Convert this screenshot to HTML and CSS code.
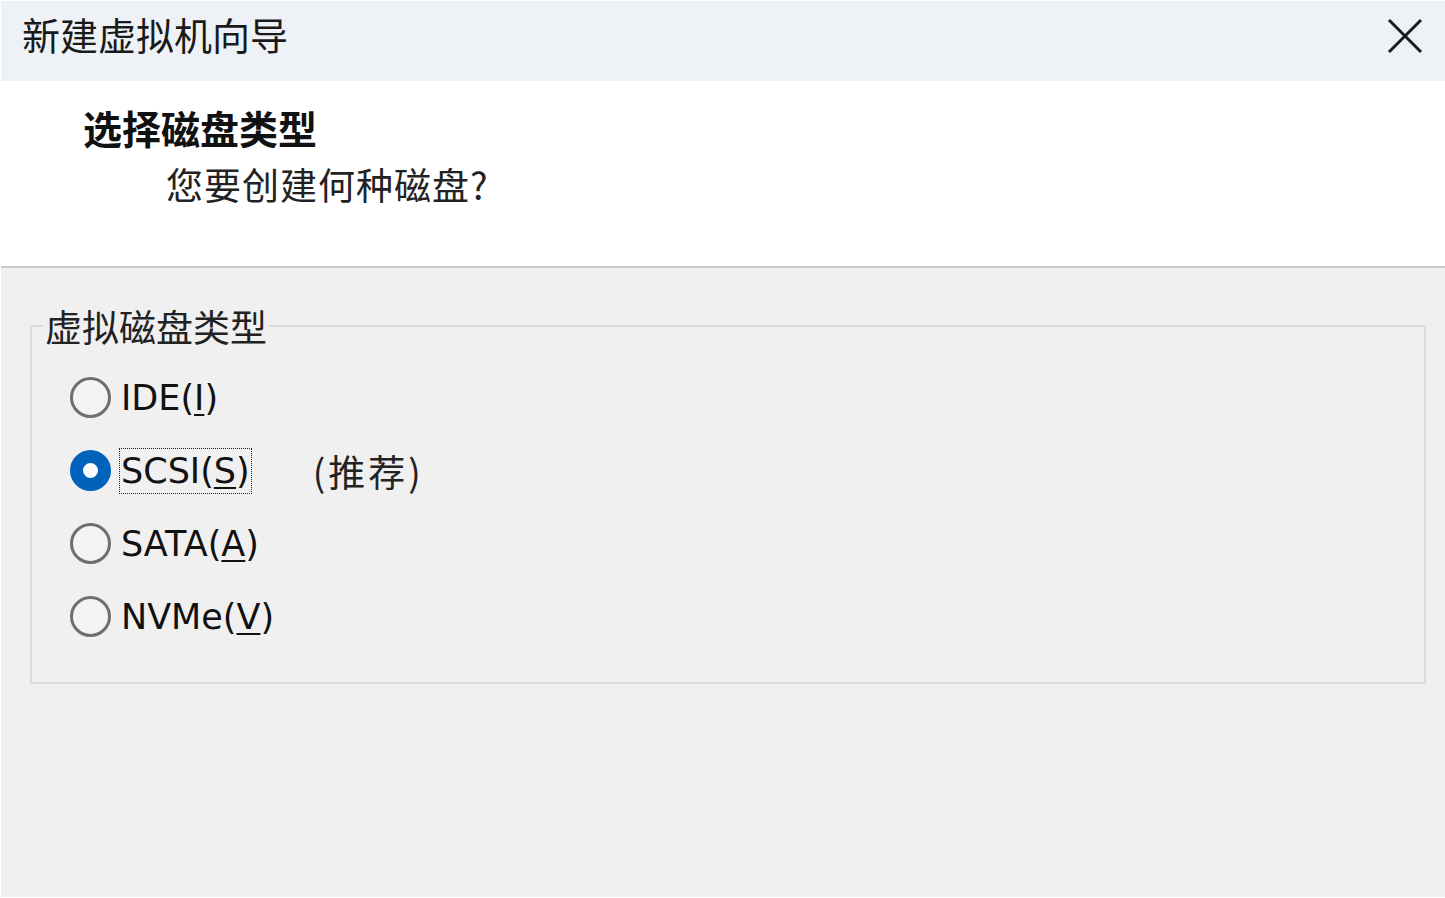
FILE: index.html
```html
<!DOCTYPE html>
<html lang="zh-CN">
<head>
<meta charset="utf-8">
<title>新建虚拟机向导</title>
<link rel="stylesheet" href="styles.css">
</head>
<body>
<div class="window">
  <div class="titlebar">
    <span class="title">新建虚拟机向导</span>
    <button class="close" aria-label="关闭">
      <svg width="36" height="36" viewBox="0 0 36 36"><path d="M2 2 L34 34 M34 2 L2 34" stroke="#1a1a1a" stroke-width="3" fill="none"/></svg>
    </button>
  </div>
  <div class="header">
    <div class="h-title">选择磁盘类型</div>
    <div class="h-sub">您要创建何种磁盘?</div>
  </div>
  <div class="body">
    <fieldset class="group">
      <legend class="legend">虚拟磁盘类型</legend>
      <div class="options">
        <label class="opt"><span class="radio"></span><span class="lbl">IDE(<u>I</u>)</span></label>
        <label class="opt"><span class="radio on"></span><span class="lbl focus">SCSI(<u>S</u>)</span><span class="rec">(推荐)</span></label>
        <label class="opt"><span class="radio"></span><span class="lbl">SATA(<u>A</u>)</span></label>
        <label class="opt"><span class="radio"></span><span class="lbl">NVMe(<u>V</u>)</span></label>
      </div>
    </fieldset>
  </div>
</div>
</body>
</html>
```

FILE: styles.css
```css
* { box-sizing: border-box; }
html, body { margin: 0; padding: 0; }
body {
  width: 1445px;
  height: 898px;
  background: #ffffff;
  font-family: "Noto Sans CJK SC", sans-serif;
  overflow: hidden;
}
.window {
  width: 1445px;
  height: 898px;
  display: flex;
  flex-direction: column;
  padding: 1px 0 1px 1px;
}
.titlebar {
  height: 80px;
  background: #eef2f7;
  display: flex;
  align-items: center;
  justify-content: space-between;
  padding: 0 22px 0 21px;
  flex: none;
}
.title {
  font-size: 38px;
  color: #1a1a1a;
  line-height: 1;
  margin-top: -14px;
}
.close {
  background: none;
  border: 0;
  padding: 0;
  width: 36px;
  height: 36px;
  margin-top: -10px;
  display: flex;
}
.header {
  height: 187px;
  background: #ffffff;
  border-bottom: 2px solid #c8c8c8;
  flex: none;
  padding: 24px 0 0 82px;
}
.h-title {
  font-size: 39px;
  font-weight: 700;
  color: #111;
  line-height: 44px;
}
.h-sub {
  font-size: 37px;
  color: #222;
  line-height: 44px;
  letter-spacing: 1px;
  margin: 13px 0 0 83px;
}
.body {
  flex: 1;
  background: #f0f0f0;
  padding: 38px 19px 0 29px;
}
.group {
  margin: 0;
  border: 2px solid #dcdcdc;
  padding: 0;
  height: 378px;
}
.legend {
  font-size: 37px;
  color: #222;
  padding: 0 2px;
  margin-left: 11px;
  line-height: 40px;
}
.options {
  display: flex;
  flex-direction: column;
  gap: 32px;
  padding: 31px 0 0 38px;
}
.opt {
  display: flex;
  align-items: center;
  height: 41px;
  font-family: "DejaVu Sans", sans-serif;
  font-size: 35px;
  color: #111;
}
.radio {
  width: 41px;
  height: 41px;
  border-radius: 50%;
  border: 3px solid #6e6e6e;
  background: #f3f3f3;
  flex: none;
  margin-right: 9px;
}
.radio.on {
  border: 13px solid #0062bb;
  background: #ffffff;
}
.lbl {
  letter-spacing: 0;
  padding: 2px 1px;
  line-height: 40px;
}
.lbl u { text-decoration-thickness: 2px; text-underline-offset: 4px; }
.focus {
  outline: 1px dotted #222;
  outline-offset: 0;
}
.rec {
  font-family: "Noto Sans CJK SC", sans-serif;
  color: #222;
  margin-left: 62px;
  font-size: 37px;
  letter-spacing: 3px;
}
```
┄┄┄┄┄┄
--- Aim of the exercise ---
All of the material above is to be copied exactly, except for its images.

--- Worked solution ---
Convert this screenshot to HTML and CSS code.
FILE: index.html
```html
<!DOCTYPE html>
<html lang="zh-CN">
<head>
<meta charset="utf-8">
<title>新建虚拟机向导</title>
<link rel="stylesheet" href="styles.css">
</head>
<body>
<div class="window">
  <div class="titlebar">
    <span class="title">新建虚拟机向导</span>
    <button class="close" aria-label="关闭">
      <svg width="36" height="36" viewBox="0 0 36 36"><path d="M2 2 L34 34 M34 2 L2 34" stroke="#1a1a1a" stroke-width="3" fill="none"/></svg>
    </button>
  </div>
  <div class="header">
    <div class="h-title">选择磁盘类型</div>
    <div class="h-sub">您要创建何种磁盘?</div>
  </div>
  <div class="body">
    <fieldset class="group">
      <legend class="legend">虚拟磁盘类型</legend>
      <div class="options">
        <label class="opt"><span class="radio"></span><span class="lbl">IDE(<u>I</u>)</span></label>
        <label class="opt"><span class="radio on"></span><span class="lbl focus">SCSI(<u>S</u>)</span><span class="rec">(推荐)</span></label>
        <label class="opt"><span class="radio"></span><span class="lbl">SATA(<u>A</u>)</span></label>
        <label class="opt"><span class="radio"></span><span class="lbl">NVMe(<u>V</u>)</span></label>
      </div>
    </fieldset>
  </div>
</div>
</body>
</html>
```

FILE: styles.css
```css
* { box-sizing: border-box; }
html, body { margin: 0; padding: 0; }
body {
  width: 1445px;
  height: 898px;
  background: #ffffff;
  font-family: "Noto Sans CJK SC", sans-serif;
  overflow: hidden;
}
.window {
  width: 1445px;
  height: 898px;
  display: flex;
  flex-direction: column;
  padding: 1px 0 1px 1px;
}
.titlebar {
  height: 80px;
  background: #eef2f7;
  display: flex;
  align-items: center;
  justify-content: space-between;
  padding: 0 22px 0 21px;
  flex: none;
}
.title {
  font-size: 38px;
  color: #1a1a1a;
  line-height: 1;
  margin-top: -14px;
}
.close {
  background: none;
  border: 0;
  padding: 0;
  width: 36px;
  height: 36px;
  margin-top: -10px;
  display: flex;
}
.header {
  height: 187px;
  background: #ffffff;
  border-bottom: 2px solid #c8c8c8;
  flex: none;
  padding: 24px 0 0 82px;
}
.h-title {
  font-size: 39px;
  font-weight: 700;
  color: #111;
  line-height: 44px;
}
.h-sub {
  font-size: 37px;
  color: #222;
  line-height: 44px;
  letter-spacing: 1px;
  margin: 13px 0 0 83px;
}
.body {
  flex: 1;
  background: #f0f0f0;
  padding: 38px 19px 0 29px;
}
.group {
  margin: 0;
  border: 2px solid #dcdcdc;
  padding: 0;
  height: 378px;
}
.legend {
  font-size: 37px;
  color: #222;
  padding: 0 2px;
  margin-left: 11px;
  line-height: 40px;
}
.options {
  display: flex;
  flex-direction: column;
  gap: 32px;
  padding: 31px 0 0 38px;
}
.opt {
  display: flex;
  align-items: center;
  height: 41px;
  font-family: "DejaVu Sans", sans-serif;
  font-size: 35px;
  color: #111;
}
.radio {
  width: 41px;
  height: 41px;
  border-radius: 50%;
  border: 3px solid #6e6e6e;
  background: #f3f3f3;
  flex: none;
  margin-right: 9px;
}
.radio.on {
  border: 13px solid #0062bb;
  background: #ffffff;
}
.lbl {
  letter-spacing: 0;
  padding: 2px 1px;
  line-height: 40px;
}
.lbl u { text-decoration-thickness: 2px; text-underline-offset: 4px; }
.focus {
  outline: 1px dotted #222;
  outline-offset: 0;
}
.rec {
  font-family: "Noto Sans CJK SC", sans-serif;
  color: #222;
  margin-left: 62px;
  font-size: 37px;
  letter-spacing: 3px;
}
```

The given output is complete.